There are no heroes in this story, and all the winners and losers. There is however an instigator, the person who made it all happen: producer Richard Dominick, who reminded me of Faye Dunaway’s character from Sidney Lumet’s prophetic masterpiece Network. Everything’s about market share, and ratings, and more ratings, the ends always justifying the means. Before you know it, you’re in a death spiral, and Oprah Winfrey is zinging you with lines like: “Confessing and baring your soul is one thing. Baring your penis is another.”
While Springer took an extremely libertarian view—I hate Nazis, he said, but this is America and I’ll die for their right to be heard, etcetera—Dominick is more like an ethical black pit, no light or shade getting in. We assume he believes that if they didn’t do it, somebody else would: not quite the words you want on your tombstone.
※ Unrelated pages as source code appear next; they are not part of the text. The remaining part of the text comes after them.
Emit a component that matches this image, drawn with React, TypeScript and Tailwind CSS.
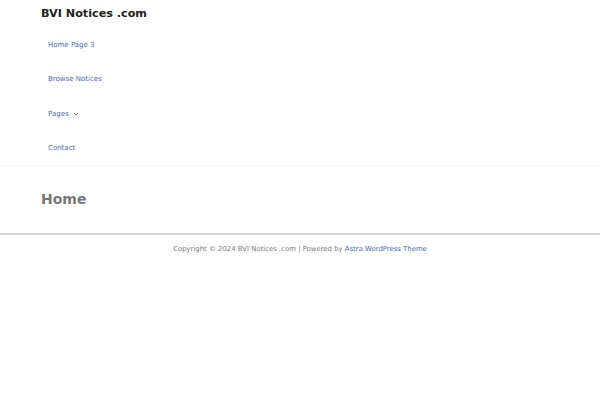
import React from "react";

export default function App() {
  const font = { fontFamily: '"DejaVu Sans", sans-serif' };
  return (
    <div className="w-[600px] h-[400px] bg-white" style={font}>
      <header className="border-b border-[#f0f0f0]">
        <div className="px-[41px] pt-[6px]">
          <div className="text-[11.2px] font-bold text-[#222] leading-[16px]">BVI Notices .com</div>
        </div>
        <nav className="px-[48px] pt-[6px] flex flex-col">
          {["Home Page 3", "Browse Notices", "Pages", "Contact"].map((t) => (
            <div key={t} className="h-[34.4px] flex items-center text-[7px] text-[#4a68b8]">
              <span>{t}</span>
              {t === "Pages" && (
                <svg width="6" height="4" viewBox="0 0 6 4" className="ml-[4px] mt-[1px]">
                  <path d="M1 1 L3 3 L5 1" fill="none" stroke="#4a68b8" strokeWidth="0.8" />
                </svg>
              )}
            </div>
          ))}
        </nav>
      </header>
      <main className="border-b-2 border-[#d6d6d6] h-[68px] flex items-center px-[41px]">
        <h1 className="text-[14px] font-bold text-[#777]">Home</h1>
      </main>
      <footer className="pt-[9px] text-center text-[6.9px] text-[#7a7a7a]">
        Copyright © 2024 BVI Notices .com | Powered by <span className="text-[#4a68b8]">Astra WordPress Theme</span>
      </footer>
    </div>
  );
}
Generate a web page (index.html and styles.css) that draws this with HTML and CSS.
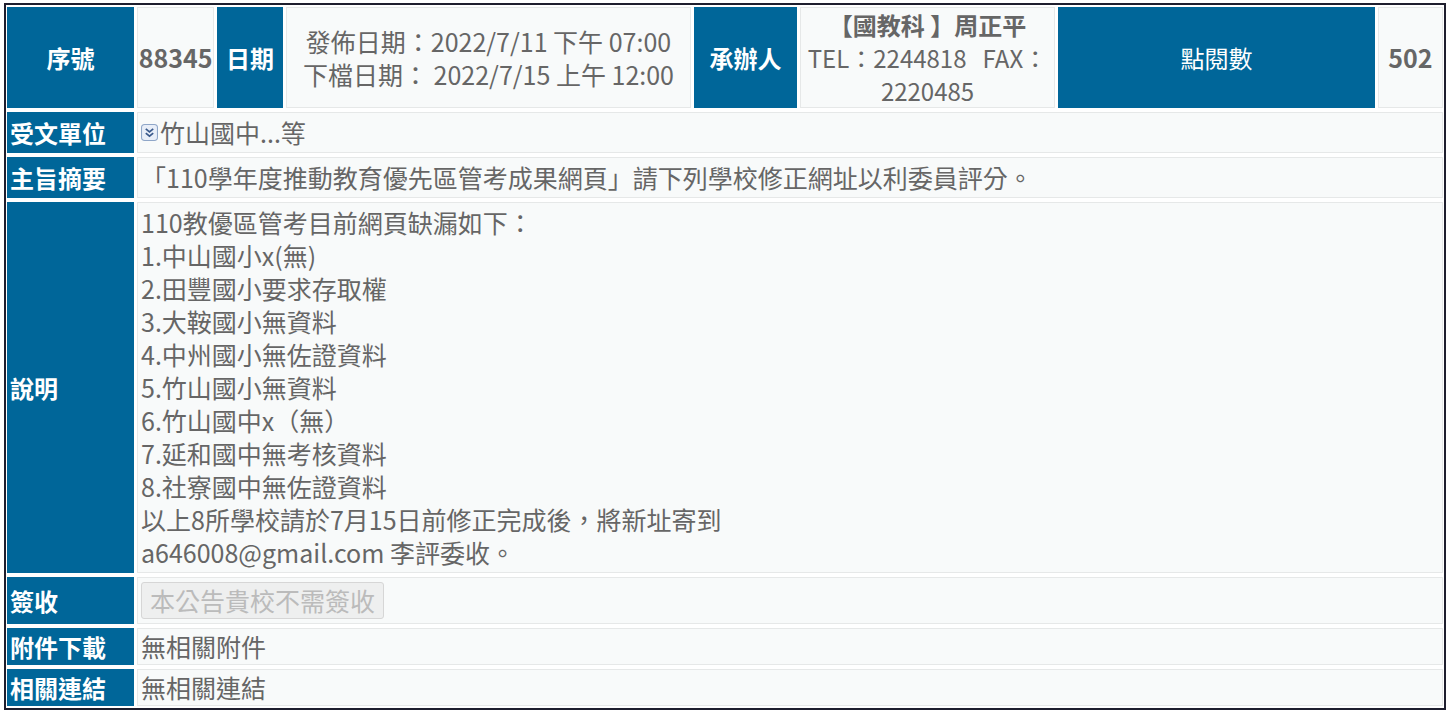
FILE: index.html
```html
<!DOCTYPE html>
<html lang="zh-Hant">
<head>
    <meta charset="UTF-8">
    <meta name="viewport" content="width=device-width, initial-scale=1.0">
    <title>公告內容</title>
    <link rel="stylesheet" href="styles.css">
</head>
<body>
    <div class="board">
        <div class="head-row">
            <div class="label center">序號</div>
            <div class="value center num">88345</div>
            <div class="label center">日期</div>
            <div class="value center">
                <div>發佈日期：2022/7/11 下午 07:00</div>
                <div>下檔日期： 2022/7/15 上午 12:00</div>
            </div>
            <div class="label center">承辦人</div>
            <div class="value center contact">
                <div class="strong">【國教科 】周正平</div>
                <div>TEL：2244818&nbsp;&nbsp;&nbsp;FAX：2220485</div>
            </div>
            <div class="label center thin">點閱數</div>
            <div class="value center num">502</div>
        </div>

        <div class="row">
            <div class="label">受文單位</div>
            <div class="value">
                <span class="more-icon">
                    <svg width="17" height="17" viewBox="0 0 16 16">
                        <rect x="0.5" y="0.5" width="15" height="15" rx="3" fill="#e8eef8" stroke="#8fa6c8"/>
                        <path d="M4.5 4.5 L8 7.5 L11.5 4.5 M4.5 8.5 L8 11.5 L11.5 8.5" fill="none" stroke="#3a5a8c" stroke-width="1.6"/>
                    </svg>
                </span>竹山國中...等
            </div>
        </div>

        <div class="row">
            <div class="label">主旨摘要</div>
            <div class="value">「110學年度推動教育優先區管考成果網頁」請下列學校修正網址以利委員評分。</div>
        </div>

        <div class="row">
            <div class="label">說明</div>
            <div class="value text">
                110教優區管考目前網頁缺漏如下：<br>
                1.中山國小x(無)<br>
                2.田豐國小要求存取權<br>
                3.大鞍國小無資料<br>
                4.中州國小無佐證資料<br>
                5.竹山國小無資料<br>
                6.竹山國中x（無）<br>
                7.延和國中無考核資料<br>
                8.社寮國中無佐證資料<br>
                以上8所學校請於7月15日前修正完成後，將新址寄到<br>
                a646008@gmail.com 李評委收。
            </div>
        </div>

        <div class="row">
            <div class="label">簽收</div>
            <div class="value">
                <button class="sign-btn" disabled>本公告貴校不需簽收</button>
            </div>
        </div>

        <div class="row short">
            <div class="label">附件下載</div>
            <div class="value">無相關附件</div>
        </div>

        <div class="row short">
            <div class="label">相關連結</div>
            <div class="value">無相關連結</div>
        </div>
    </div>
</body>
</html>
```

FILE: styles.css
```css
body {
    margin: 0;
    font-family: "Noto Sans CJK TC", "Noto Sans", sans-serif;
    font-size: 25px;
    line-height: 33px;
    color: #666;
    background: #fff;
}
.board {
    width: 1436px;
    margin: 3px 0 0 4px;
    padding: 2px 1px;
    border: 2px solid #1e1e2e;
    display: flex;
    flex-direction: column;
    gap: 4px;
}
.head-row {
    display: grid;
    grid-template-columns: 127px 77px 66px 405px 103px 255px 317px 1fr;
    gap: 3px;
    height: 101px;
}
.row {
    display: grid;
    grid-template-columns: 127px 1fr;
    gap: 3px;
    min-height: 41px;
}
.row.short {
    min-height: 37px;
}
.label {
    background: #006699;
    color: #fff;
    font-weight: bold;
    font-size: 24px;
    padding: 0 3px;
    display: flex;
    align-items: center;
}
.label.thin {
    font-weight: normal;
}
.center {
    justify-content: center;
    text-align: center;
}
.value {
    background: #f8fafa;
    border: 1px solid #e6e8e8;
    padding: 0 3px;
    display: flex;
    align-items: center;
    white-space: nowrap;
}
.head-row .value {
    flex-direction: column;
    white-space: normal;
    padding: 0 2px;
}
.head-row .contact {
    font-size: 24px;
    padding: 0 1px;
}
.num {
    font-weight: bold;
}
.strong {
    font-weight: bold;
}
.value.text {
    display: block;
    padding: 3px;
}
.more-icon {
    display: inline-flex;
    margin-right: 2px;
}
.sign-btn {
    font-family: inherit;
    font-size: 25px;
    line-height: 31px;
    color: #bbb;
    background: #eeefef;
    border: 1px solid #d6d6d6;
    border-radius: 3px;
    padding: 2px 8px;
    margin: 4px 0;
}
```
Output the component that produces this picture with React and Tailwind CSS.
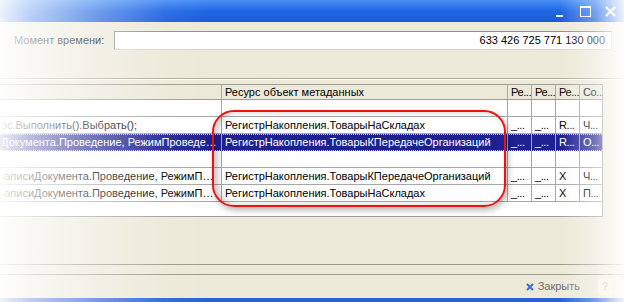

We also assume Dominick might leap towards a justification that what he really did was put a mirror to the world: an ugly part of it, admittedly, and a funhouse mirror, sure, but a reflection nonetheless. But we assume too much and the show doesn’t do a great job getting inside his head, despite Dominick coming across as the sort of character who wouldn’t mind such prying, and would have an answer for everything, maybe even relish the argy-bargy.
Fights, Camera, Action is well paced and over all too soon in a two episode arc feeling quite brief and stingy. Particularly because many interesting tangents are left unexplored, and interesting questions unraised—including obvious ones relating to then versus now. Is American television more depraved than ever? Has the rise of social media pushed all those animal kissers and incestophiles elsewhere? Are they now content creators? What are the ethics of platforming, or no-platforming, problematic views and how have they changed over time? Avenues like these could’ve added real meat to the bone, made the show more than souped-up behind-the-scenes reel. They would’ve required an intellectual perspective.
Sewell however is content with maintaining a narrow scope and gorging on juicy BTS details. We learn for example (though this hardly comes as a surprise) that guests were revved up before the cameras rolled, the beasts poked with a stick, not just encouraged to let rip but fed actual lines during raucous rehearsals. In the words of one producer: “You start a shit fight…then you send them out on stage.” Dominick insisted that nobody bring anything to him “that’s not going to be interesting with the sound turned off,” which reminded me of something Hitchcock said, a few rungs higher up on the high/low art ladder, about the universality of visual language (“I try to make films where they don’t have to read the subtitles in Japan”).
Oh, and did you know that Springer himself participated in a threesome, with guests from the show? Maybe all that salacity rubbed off on him. Maybe it rubbed off on us too. How The Jerry Springer Show changed us, if it changed us, are tough and chewy conversations, outside the show’s grasp. In the eyes of the filmmakers, a better question is: where’s that guy and his horse?